The Man Who Sued God
3 out of 5 stars
R E V I E W   B Y   R I C H   C L I N E
the man who sued god This lively and engaging comedy centres on a typical Australian theme: the simple man against the big system (The Castle is another great example). Steve Myers (Connolly) is an ex-lawyer enjoying his life as a fisherman in a small town nearby his daughter (Browning) and his ex-wife (Hughes), whose new partner Les (Venn) owns a trailer park ... and the Steve's boat-loan guarantee. But their simple life is shattered by a lightning bolt that destroys the boat and leaves Les liable, simply because the insurance company claims that as an act of God the loss isn't covered. So Steve reregisters as a lawyer and sues God himself for the damage, trying to make a point about greed and real faith. A Sydney journalist (Davis) picks up the story and turns Steve into a hero for the people, ruffling a lot of feathers along the way.

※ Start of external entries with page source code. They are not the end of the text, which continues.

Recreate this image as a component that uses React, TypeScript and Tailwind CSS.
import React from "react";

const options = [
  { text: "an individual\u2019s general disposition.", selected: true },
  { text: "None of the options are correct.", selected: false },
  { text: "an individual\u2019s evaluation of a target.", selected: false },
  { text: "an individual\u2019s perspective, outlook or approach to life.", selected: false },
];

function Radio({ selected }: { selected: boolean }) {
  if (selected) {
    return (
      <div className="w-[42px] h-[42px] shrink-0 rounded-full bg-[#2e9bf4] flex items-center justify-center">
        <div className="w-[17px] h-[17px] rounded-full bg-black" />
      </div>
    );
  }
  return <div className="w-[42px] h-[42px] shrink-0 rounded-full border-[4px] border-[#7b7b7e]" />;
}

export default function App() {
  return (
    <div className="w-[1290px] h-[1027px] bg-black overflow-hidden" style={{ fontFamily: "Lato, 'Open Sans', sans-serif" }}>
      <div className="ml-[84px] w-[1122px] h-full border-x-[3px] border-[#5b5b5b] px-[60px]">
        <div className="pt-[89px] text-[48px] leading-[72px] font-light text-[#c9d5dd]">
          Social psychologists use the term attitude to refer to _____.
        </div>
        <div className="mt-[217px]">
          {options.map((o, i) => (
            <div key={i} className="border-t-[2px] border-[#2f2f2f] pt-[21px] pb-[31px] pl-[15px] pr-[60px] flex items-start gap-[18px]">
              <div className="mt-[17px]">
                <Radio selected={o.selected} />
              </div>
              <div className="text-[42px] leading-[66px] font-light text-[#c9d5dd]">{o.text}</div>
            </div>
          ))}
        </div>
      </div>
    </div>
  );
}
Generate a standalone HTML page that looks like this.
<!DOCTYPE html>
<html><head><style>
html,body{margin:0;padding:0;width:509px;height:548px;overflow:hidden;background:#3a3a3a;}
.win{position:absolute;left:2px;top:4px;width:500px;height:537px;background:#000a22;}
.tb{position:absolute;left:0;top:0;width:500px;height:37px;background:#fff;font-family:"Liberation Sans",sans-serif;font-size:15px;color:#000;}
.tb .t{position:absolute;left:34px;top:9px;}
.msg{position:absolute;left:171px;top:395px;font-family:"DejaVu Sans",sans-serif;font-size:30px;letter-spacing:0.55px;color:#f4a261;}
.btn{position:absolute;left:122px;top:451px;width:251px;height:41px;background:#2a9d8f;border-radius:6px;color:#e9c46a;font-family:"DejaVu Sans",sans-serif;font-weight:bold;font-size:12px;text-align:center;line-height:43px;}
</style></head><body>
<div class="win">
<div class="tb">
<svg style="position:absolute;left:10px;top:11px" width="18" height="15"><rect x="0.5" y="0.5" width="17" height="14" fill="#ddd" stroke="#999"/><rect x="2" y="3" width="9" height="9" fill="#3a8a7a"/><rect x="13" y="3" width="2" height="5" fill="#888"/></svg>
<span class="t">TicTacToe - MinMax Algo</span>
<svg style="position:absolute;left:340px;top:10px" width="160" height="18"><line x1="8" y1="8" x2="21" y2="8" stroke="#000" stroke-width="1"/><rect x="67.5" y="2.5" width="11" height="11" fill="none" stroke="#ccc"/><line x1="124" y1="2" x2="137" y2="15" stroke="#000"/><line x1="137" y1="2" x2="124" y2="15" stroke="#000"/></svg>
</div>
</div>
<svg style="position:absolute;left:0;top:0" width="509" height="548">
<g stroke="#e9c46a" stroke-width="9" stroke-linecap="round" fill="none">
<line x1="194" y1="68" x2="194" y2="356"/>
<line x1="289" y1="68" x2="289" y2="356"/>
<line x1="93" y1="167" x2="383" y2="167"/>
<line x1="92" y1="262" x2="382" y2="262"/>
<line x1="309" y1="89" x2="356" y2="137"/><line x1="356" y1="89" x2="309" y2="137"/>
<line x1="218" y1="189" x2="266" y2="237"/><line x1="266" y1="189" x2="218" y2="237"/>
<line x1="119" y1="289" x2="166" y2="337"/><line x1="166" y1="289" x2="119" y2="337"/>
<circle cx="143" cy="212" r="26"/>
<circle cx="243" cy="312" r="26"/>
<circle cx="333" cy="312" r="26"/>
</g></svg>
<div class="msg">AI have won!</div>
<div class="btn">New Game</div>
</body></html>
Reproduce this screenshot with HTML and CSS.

Watson's script keeps things bouncy and entertaining, even as he works overtime to maintain a balanced approach to the more serious religious and social issues the story raises. These heavy themes never overtake the film, and in some ways they're underdeveloped, but it can't have been easy to write through this minefield! Even the supercilious "villain" lawyer (Brown) is interesting, as are the heads of the four main religions who are called upon to defend the case. There's the nagging feeling of a romantic comedy sprouting up, but it helps to have terrific actors like Connolly and Davis to deliver the dialog--off-the-cuff, bracingly natural performances by actors who aren't afraid to appear imperfect, and as a result let us identify with them much more than most slickly produced Hollywood movies. What emerges is a great story told in a breezy and very funny style that somehow survives every attempt to overcook the plot (family crises, encroaching brush fires, romance and even some magical realism). Yes, it's a bit corny in the end, but it's also wonderfully enjoyable.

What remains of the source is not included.